AHHH this is so important, isn’t it?
The parents of students often tell me, oh you are so patient, or “you must be so patient.” I’m totally not. I’m very impatient, quick to anger, I get annoyed really easily! But students, no, because violin is totally hard to do and I get that they might sound terrible for awhile, so that doesn’t require patience. I find it very easy to just be nice to my students, because they are mostly trying their best, or because, failing that, they have other stuff going on and/or it’s certainly not worth getting annoyed at.
In any case, trying to get estimates on my front stairs is different. I feel like I’m trying so hard (well, as hard as one can try without actually calling and bugging people, which isn’t something I want to start doing at all) to get some people to show up and give me a freaking estimate on the repair job! I’ve spent a good amount of time the past week waiting. I’m still waiting on my first official estimate, but I feel pretty good about the guy earlier today, because he had a clipboard and everything. He told me I’d hear something in a few days, so let’s keep our fingers crossed. I have some more leads and appointments so hopefully something will pan out. *and in the meantime I got a phone call from another guy who is working on a quote…

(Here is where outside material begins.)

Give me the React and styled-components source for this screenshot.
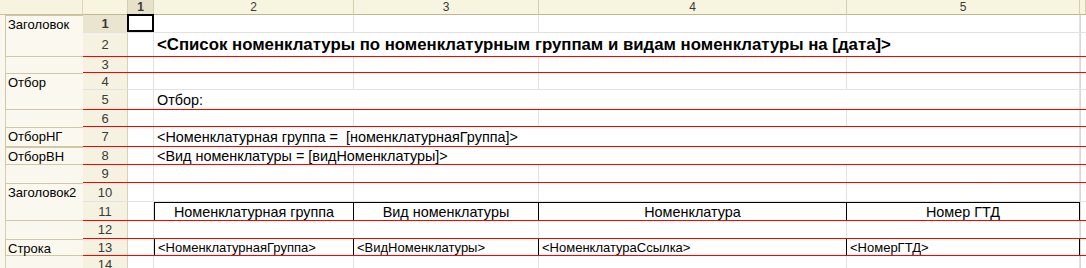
import styled, { createGlobalStyle } from "styled-components";

const GlobalStyle = createGlobalStyle`
  html, body {
    margin: 0;
    padding: 0;
    background: #fff;
  }
  body {
    font-family: "Liberation Sans", Arial, sans-serif;
    font-size: 13px;
    color: #000;
  }
`;

// колонки листа (после колонки с номерами строк)
const COLS = "45px 26px 200px 185px 308px 233px 6px";

const Wrap = styled.div`
  display: flex;
  width: 1086px;
  height: 268px;
  overflow: hidden;
`;

// левая панель с именами областей
const AreaPanel = styled.div`
  width: 83px;
  flex: none;
  display: flex;
  flex-direction: column;
  background: #faf8ee;
`;

const PanelCorner = styled.div`
  height: 15px;
  flex: none;
  box-sizing: border-box;
  background: #f6f3df;
  border-bottom: 1px solid #c9c19c;
  border-right: 1px solid #ddd6b8;
`;

const AreaGap = styled.div`
  height: ${(p) => p.$h}px;
  flex: none;
  margin-left: 5px;
  border-left: 1px solid #d6cfb2;
`;

const AreaBox = styled.div`
  height: ${(p) => p.$h}px;
  flex: none;
  box-sizing: border-box;
  margin-left: 5px;
  padding: 2px 0 0 2px;
  border: 1px solid #cfc7a6;
  border-right: none;
  background: #fbf9ef;
  line-height: 14px;
  white-space: nowrap;
`;

const Sheet = styled.div`
  flex: 1;
  display: flex;
  flex-direction: column;
`;

const HeadRow = styled.div`
  display: grid;
  grid-template-columns: ${COLS};
  height: 15px;
  flex: none;
`;

const HeadCell = styled.div`
  box-sizing: border-box;
  background: ${(p) => (p.$active ? "#e6e1c8" : "#f7f4e0")};
  border-bottom: 1px solid #bfb78f;
  border-right: 1px solid #d6cfae;
  text-align: center;
  font-size: 12px;
  line-height: 14px;
  font-weight: ${(p) => (p.$active ? "bold" : "normal")};
  color: #3a3a3a;
`;

const Row = styled.div`
  display: grid;
  grid-template-columns: ${COLS};
  height: ${(p) => p.$h}px;
  flex: none;
  box-sizing: border-box;
  border-bottom: 1px solid ${(p) => (p.$red ? "#ff0000" : "#e2e2e2")};
`;

const NumCell = styled.div`
  background: ${(p) => (p.$active ? "#e9e5cf" : "#f5f2e2")};
  border-right: 1px solid #d8d1b4;
  display: flex;
  align-items: center;
  justify-content: center;
  color: #3a3a3a;
  font-weight: ${(p) => (p.$active ? "bold" : "normal")};
`;

const Cell = styled.div`
  box-sizing: border-box;
  border-right: 1px solid ${(p) => (p.$frame ? "#000" : "#e2e2e2")};
  border-left: ${(p) => (p.$first ? "1px solid #000" : "none")};
  border-top: ${(p) => (p.$top ? "1px solid #000" : "none")};
  display: flex;
  align-items: center;
  justify-content: ${(p) => (p.$center ? "center" : "flex-start")};
  padding-left: ${(p) => (p.$center ? 0 : 3)}px;
  white-space: pre;
  font-size: ${(p) => p.$size || 13}px;
`;

// текст, который выходит за границы ячейки на пустые соседние
const SpanCell = styled(Cell)`
  grid-column: 3 / 7;
  font-weight: ${(p) => (p.$bold ? "bold" : "normal")};
`;

const Selected = styled.div`
  box-sizing: border-box;
  border: 2px solid #000;
  margin: -1px 0 0 -1px;
`;

const Edge = styled.div`
  border-left: 1px solid #d8d8d8;
`;

const rows = [
  { n: 1, h: 18 },
  { n: 2, h: 24, red: true, text: "<Список номенклатуры по номенклатурным группам и видам номенклатуры на [дата]>", bold: true, size: 16.8 },
  { n: 3, h: 16, red: true },
  { n: 4, h: 17 },
  { n: 5, h: 20, red: true, text: "Отбор:", size: 14.4 },
  { n: 6, h: 17, red: true },
  { n: 7, h: 20, red: true, text: "<Номенклатурная группа =  [номенклатурнаяГруппа]>", size: 14.4 },
  { n: 8, h: 18, red: true, text: "<Вид номенклатуры = [видНоменклатуры]>", size: 14.4 },
  { n: 9, h: 18, red: true },
  { n: 10, h: 19 },
  { n: 11, h: 19, red: true, table: ["Номенклатурная группа", "Вид номенклатуры", "Номенклатура", "Номер ГТД"], center: true, top: true, size: 14.4 },
  { n: 12, h: 18, red: true },
  { n: 13, h: 17, red: true, table: ["<НоменклатурнаяГруппа>", "<ВидНоменклатуры>", "<НоменклатураСсылка>", "<НомерГТД>"], size: 13 },
  { n: 14, h: 18 },
];

const areas = [
  { name: "Заголовок", h: 42 },
  { gap: 16 },
  { name: "Отбор", h: 37 },
  { gap: 17 },
  { name: "ОтборНГ", h: 20 },
  { name: "ОтборВН", h: 18 },
  { gap: 18 },
  { name: "Заголовок2", h: 38 },
  { gap: 18 },
  { name: "Строка", h: 17 },
  { gap: 20 },
];

const SheetRow = ({ r }) => {
  if (r.table) {
    return (
      <Row $h={r.h} $red={r.red}>
        <NumCell>{r.n}</NumCell>
        <Cell />
        {r.table.map((t, i) => (
          <Cell key={i} $frame $first={i === 0} $top={r.top} $center={r.center} $size={r.size}>
            {t}
          </Cell>
        ))}
        <Edge />
      </Row>
    );
  }
  return (
    <Row $h={r.h} $red={r.red}>
      <NumCell $active={r.n === 1}>{r.n}</NumCell>
      {r.n === 1 ? <Selected /> : <Cell />}
      {r.text ? (
        <SpanCell $bold={r.bold} $size={r.size}>
          {r.text}
        </SpanCell>
      ) : (
        <>
          <Cell />
          <Cell />
          <Cell />
          <Cell />
        </>
      )}
      <Edge />
    </Row>
  );
};

const App = () => {
  return (
    <>
      <GlobalStyle />
      <Wrap>
        <AreaPanel>
          <PanelCorner />
          {areas.map((a, i) =>
            a.gap ? (
              <AreaGap key={i} $h={a.gap} />
            ) : (
              <AreaBox key={i} $h={a.h}>
                {a.name}
              </AreaBox>
            )
          )}
        </AreaPanel>
        <Sheet>
          <HeadRow>
            <HeadCell />
            <HeadCell $active>1</HeadCell>
            <HeadCell>2</HeadCell>
            <HeadCell>3</HeadCell>
            <HeadCell>4</HeadCell>
            <HeadCell>5</HeadCell>
            <HeadCell />
          </HeadRow>
          {rows.map((r) => (
            <SheetRow key={r.n} r={r} />
          ))}
        </Sheet>
      </Wrap>
    </>
  );
};

export default App;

So I’ve spent a bit of time this afternoon trying to stay near the front door in case somebody showed up. A thing you should know about my house (well, FedEx in particular should know): if you ring the doorbell, it’s really loud everywhere in the house, but if you knock, I can barely hear it, but especially not beyond the front two rooms. So I’m always worried when I’m expecting someone that they will knock and I won’t hear it (this has happened on many occasions) and then not notice the doorbell and just leave.
In any case, I feel like this week has been taken up so far with annoying tasks. I’ve been trying to spread them into next week also, because I realized that in my haste to GET THINGS DONE I started too many things and was feeling stressed out and that’s not how July needs to be. But all the tasks I’m doing seem to be slightly more annoying than they should be (I’m shocked by still how few tasks can be completed via the internet versus needing to talk on the phone or have a face to face) and that is trying my patience as well. On an unrelated note, I’ve recently noticed that I can hear trains more often while sitting at my computer than I used to be able to. Perhaps that’s because my air conditioning is softer than it used to be (new system from last summer)?
So there you have it. Patience. I have it for a few things, at least.
I suppose this is why people complain about contractors and try to do things themselves. To be fair, I know people call me when I’m busy and then sometimes when I call back they are unbelievably rude, so I’m trying to be nice (and there’s no reason not to: either the person will help me or not, my being rude doesn’t help anyone)…recently somebody lefta message on Friday and when I called back on Monday they acted incredibly rude. That wasn’t the first time something like that has happened, but it was the latest time and since then, phone messages have really stressed me out because I’m afraid people are going to yell at me when I call back.
In fact, this blog is a little bit of therapy, because writing that out made me realize how true it is. That since a woman a few months ago yelled at me on the phone I’ve been super anxious about responding to phone calls to the point that I sometimes don’t even respond. I know that most people are actually really polite and great, and even when I call after they’ve found another teacher are usually perfectly polite about it (especially as I’m often returning their call to only give them recommendations)…but that one person was so rude. And it made me mad too, because don’t I get weekends off? I certainly don’t expect people to call me about business matters on weekends, so calling first thing Monday morning for a message left late on a Friday afternoon IS calling back right away, and yet, this woman was so awful.
I’m just ranting now. This week is so crazy (treason much?) and it’s only Tuesday, but I only have two more students today and then 17 more for the week…summer teaching is going well!
If there were only a way TO practice having patience! I have done nothing but go through the whole process of getting bids since I moved into my house in December. It’s such a pain. It took me a MONTH to get all the gutter bids. I recommend calling 4-5 companies and that way you end up with the first 3 bids that come in and the stragglers are just too late. I then follow up 3-5 business days later asking if their bid is ready.
Yes, calling people sucks. No other way to get used to it or better at it than doing it more. Ugh.